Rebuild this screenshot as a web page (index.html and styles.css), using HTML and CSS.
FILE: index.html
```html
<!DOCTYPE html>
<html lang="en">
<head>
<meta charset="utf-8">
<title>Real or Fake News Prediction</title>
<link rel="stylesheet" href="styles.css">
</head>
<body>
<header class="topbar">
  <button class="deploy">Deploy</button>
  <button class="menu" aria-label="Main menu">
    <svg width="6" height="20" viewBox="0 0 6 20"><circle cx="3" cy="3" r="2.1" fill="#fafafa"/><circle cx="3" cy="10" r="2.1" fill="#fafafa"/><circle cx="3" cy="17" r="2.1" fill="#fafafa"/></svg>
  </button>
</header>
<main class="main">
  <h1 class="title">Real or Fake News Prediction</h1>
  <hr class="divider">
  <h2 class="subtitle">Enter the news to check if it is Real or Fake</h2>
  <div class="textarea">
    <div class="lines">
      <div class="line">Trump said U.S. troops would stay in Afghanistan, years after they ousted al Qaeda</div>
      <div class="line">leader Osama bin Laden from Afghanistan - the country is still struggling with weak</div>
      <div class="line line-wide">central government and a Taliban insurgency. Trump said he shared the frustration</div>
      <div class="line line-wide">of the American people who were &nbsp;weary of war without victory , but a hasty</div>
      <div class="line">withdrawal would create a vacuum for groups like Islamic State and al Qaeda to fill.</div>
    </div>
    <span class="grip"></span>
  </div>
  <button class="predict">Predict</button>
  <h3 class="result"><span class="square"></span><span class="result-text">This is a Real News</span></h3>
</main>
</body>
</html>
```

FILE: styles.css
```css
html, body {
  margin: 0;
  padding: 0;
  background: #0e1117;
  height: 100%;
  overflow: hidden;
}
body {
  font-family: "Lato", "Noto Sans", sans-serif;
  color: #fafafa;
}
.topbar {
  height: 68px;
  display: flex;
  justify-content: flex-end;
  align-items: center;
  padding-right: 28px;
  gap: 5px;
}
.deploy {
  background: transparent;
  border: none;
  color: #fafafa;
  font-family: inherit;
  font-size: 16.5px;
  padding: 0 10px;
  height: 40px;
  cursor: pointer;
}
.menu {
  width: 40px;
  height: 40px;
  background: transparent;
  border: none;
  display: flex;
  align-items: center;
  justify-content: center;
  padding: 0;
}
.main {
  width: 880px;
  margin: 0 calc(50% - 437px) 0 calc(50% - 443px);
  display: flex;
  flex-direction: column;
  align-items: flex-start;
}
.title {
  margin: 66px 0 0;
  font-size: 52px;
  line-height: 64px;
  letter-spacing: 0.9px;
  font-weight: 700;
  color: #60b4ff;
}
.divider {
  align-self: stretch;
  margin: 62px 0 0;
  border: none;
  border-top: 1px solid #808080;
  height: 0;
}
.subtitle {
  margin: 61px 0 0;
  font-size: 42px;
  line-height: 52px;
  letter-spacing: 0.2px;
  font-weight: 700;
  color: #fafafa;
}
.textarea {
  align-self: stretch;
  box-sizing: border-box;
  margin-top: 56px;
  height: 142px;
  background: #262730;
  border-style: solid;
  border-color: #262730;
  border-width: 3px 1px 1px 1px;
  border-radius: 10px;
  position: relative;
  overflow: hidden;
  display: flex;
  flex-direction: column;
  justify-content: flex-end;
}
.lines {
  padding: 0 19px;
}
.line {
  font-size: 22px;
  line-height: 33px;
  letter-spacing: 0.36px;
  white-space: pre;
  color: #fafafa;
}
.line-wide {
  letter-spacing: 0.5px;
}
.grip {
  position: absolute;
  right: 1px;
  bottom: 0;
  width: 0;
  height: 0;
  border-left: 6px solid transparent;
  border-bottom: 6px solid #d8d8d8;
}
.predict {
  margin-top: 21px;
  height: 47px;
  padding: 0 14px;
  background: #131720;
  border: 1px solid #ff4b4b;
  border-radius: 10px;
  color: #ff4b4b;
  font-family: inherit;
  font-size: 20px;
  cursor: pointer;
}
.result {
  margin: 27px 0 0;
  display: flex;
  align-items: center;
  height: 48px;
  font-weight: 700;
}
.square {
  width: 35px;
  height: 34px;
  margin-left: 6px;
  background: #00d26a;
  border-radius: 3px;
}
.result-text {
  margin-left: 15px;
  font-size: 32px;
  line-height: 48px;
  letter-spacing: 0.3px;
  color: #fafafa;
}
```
========================================
§ **GOAL**: Print the listing above in full, exactly as it is.

§ **FINISHED TASK**:
Rebuild this screenshot as a web page (index.html and styles.css), using HTML and CSS.
FILE: index.html
```html
<!DOCTYPE html>
<html lang="en">
<head>
<meta charset="utf-8">
<title>Real or Fake News Prediction</title>
<link rel="stylesheet" href="styles.css">
</head>
<body>
<header class="topbar">
  <button class="deploy">Deploy</button>
  <button class="menu" aria-label="Main menu">
    <svg width="6" height="20" viewBox="0 0 6 20"><circle cx="3" cy="3" r="2.1" fill="#fafafa"/><circle cx="3" cy="10" r="2.1" fill="#fafafa"/><circle cx="3" cy="17" r="2.1" fill="#fafafa"/></svg>
  </button>
</header>
<main class="main">
  <h1 class="title">Real or Fake News Prediction</h1>
  <hr class="divider">
  <h2 class="subtitle">Enter the news to check if it is Real or Fake</h2>
  <div class="textarea">
    <div class="lines">
      <div class="line">Trump said U.S. troops would stay in Afghanistan, years after they ousted al Qaeda</div>
      <div class="line">leader Osama bin Laden from Afghanistan - the country is still struggling with weak</div>
      <div class="line line-wide">central government and a Taliban insurgency. Trump said he shared the frustration</div>
      <div class="line line-wide">of the American people who were &nbsp;weary of war without victory , but a hasty</div>
      <div class="line">withdrawal would create a vacuum for groups like Islamic State and al Qaeda to fill.</div>
    </div>
    <span class="grip"></span>
  </div>
  <button class="predict">Predict</button>
  <h3 class="result"><span class="square"></span><span class="result-text">This is a Real News</span></h3>
</main>
</body>
</html>
```

FILE: styles.css
```css
html, body {
  margin: 0;
  padding: 0;
  background: #0e1117;
  height: 100%;
  overflow: hidden;
}
body {
  font-family: "Lato", "Noto Sans", sans-serif;
  color: #fafafa;
}
.topbar {
  height: 68px;
  display: flex;
  justify-content: flex-end;
  align-items: center;
  padding-right: 28px;
  gap: 5px;
}
.deploy {
  background: transparent;
  border: none;
  color: #fafafa;
  font-family: inherit;
  font-size: 16.5px;
  padding: 0 10px;
  height: 40px;
  cursor: pointer;
}
.menu {
  width: 40px;
  height: 40px;
  background: transparent;
  border: none;
  display: flex;
  align-items: center;
  justify-content: center;
  padding: 0;
}
.main {
  width: 880px;
  margin: 0 calc(50% - 437px) 0 calc(50% - 443px);
  display: flex;
  flex-direction: column;
  align-items: flex-start;
}
.title {
  margin: 66px 0 0;
  font-size: 52px;
  line-height: 64px;
  letter-spacing: 0.9px;
  font-weight: 700;
  color: #60b4ff;
}
.divider {
  align-self: stretch;
  margin: 62px 0 0;
  border: none;
  border-top: 1px solid #808080;
  height: 0;
}
.subtitle {
  margin: 61px 0 0;
  font-size: 42px;
  line-height: 52px;
  letter-spacing: 0.2px;
  font-weight: 700;
  color: #fafafa;
}
.textarea {
  align-self: stretch;
  box-sizing: border-box;
  margin-top: 56px;
  height: 142px;
  background: #262730;
  border-style: solid;
  border-color: #262730;
  border-width: 3px 1px 1px 1px;
  border-radius: 10px;
  position: relative;
  overflow: hidden;
  display: flex;
  flex-direction: column;
  justify-content: flex-end;
}
.lines {
  padding: 0 19px;
}
.line {
  font-size: 22px;
  line-height: 33px;
  letter-spacing: 0.36px;
  white-space: pre;
  color: #fafafa;
}
.line-wide {
  letter-spacing: 0.5px;
}
.grip {
  position: absolute;
  right: 1px;
  bottom: 0;
  width: 0;
  height: 0;
  border-left: 6px solid transparent;
  border-bottom: 6px solid #d8d8d8;
}
.predict {
  margin-top: 21px;
  height: 47px;
  padding: 0 14px;
  background: #131720;
  border: 1px solid #ff4b4b;
  border-radius: 10px;
  color: #ff4b4b;
  font-family: inherit;
  font-size: 20px;
  cursor: pointer;
}
.result {
  margin: 27px 0 0;
  display: flex;
  align-items: center;
  height: 48px;
  font-weight: 700;
}
.square {
  width: 35px;
  height: 34px;
  margin-left: 6px;
  background: #00d26a;
  border-radius: 3px;
}
.result-text {
  margin-left: 15px;
  font-size: 32px;
  line-height: 48px;
  letter-spacing: 0.3px;
  color: #fafafa;
}
```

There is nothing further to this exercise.